Baca juga : Ketidakpastian Regulasi Hulu Migas: Ancaman Nyata bagi Target Swasembada Energi 2035
Beberapa solusi konkret yang diusulkan dalam laporan tersebut antara lain:
- Program subsidi perumahan khusus pasangan muda yang baru menikah (bukan hanya untuk yang sudah punya anak) dengan tenor cicilan hingga 30 tahun dan bunga di bawah 3%.
- Insentif pajak progresif bagi perusahaan yang memberikan tunjangan pernikahan atau tunjangan anak kepada karyawan kontrak dan outsourcing.
- Pengembangan skema KPR syariah berbasis bagi hasil (bukan bunga) yang benar-benar terjangkau bagi pekerja informal dan gig economy.
- Kampanye nasional yang menggeser paradigma “pernikahan harus mewah” menjadi “pernikahan cukup sederhana tapi berkelanjutan secara ekonomi”.
“Pemerintah tidak bisa lagi hanya berkata ‘nikah muda, dapat bonus’. Bonus Rp10-15 juta tidak berarti apa-apa kalau cicilan rumah 30 tahun ke depan masih mencekik,” tegas Sunny.
Studi ini juga mencatat satu temuan yang menggembirakan sekaligus ironis: meski banyak yang menunda pernikahan, 84% responden tetap menyatakan bahwa mereka “sangat ingin menikah dan punya anak” jika kondisi ekonomi memadai.
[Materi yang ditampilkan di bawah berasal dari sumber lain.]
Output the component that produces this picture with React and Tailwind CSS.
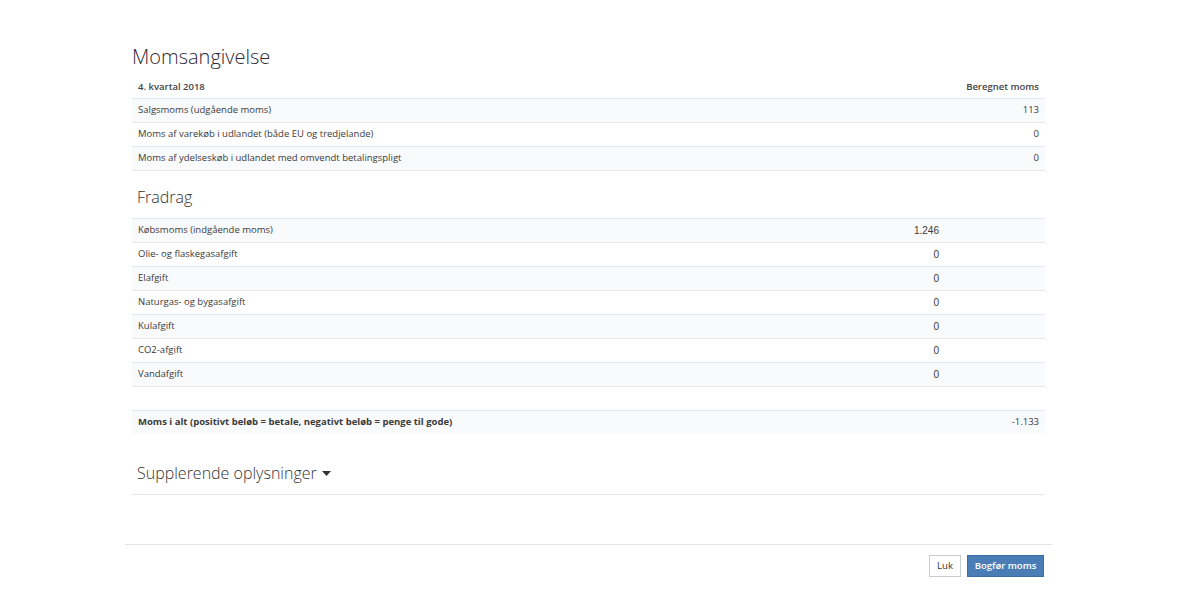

Artinya, keinginan untuk berkeluarga tidak hilang — yang hilang hanyalah kemampuan untuk mewujudkannya.
Jika tidak ada langkah nyata dalam lima tahun ke depan, Indonesia berisiko memasuki fase “low fertility trap” yang dialami Jepang dan Korea Selatan, di mana angka kelahiran turun di bawah 1,0 dan sulit sekali untuk kembali naik meski pemerintah sudah menggelontorkan triliunan rupiah.
“Pernikahan bukan lagi soal adat atau agama semata. Di era ini, pernikahan telah menjadi isu ekonomi dan keadilan sosial,” tutup laporan tersebut.
Studi ini akan dipresentasikan secara lengkap pada Seminar Nasional Demografi 2025 bulan depan dan diharapkan menjadi salah satu masukan utama bagi penyusunan RPJMN 2025-2029.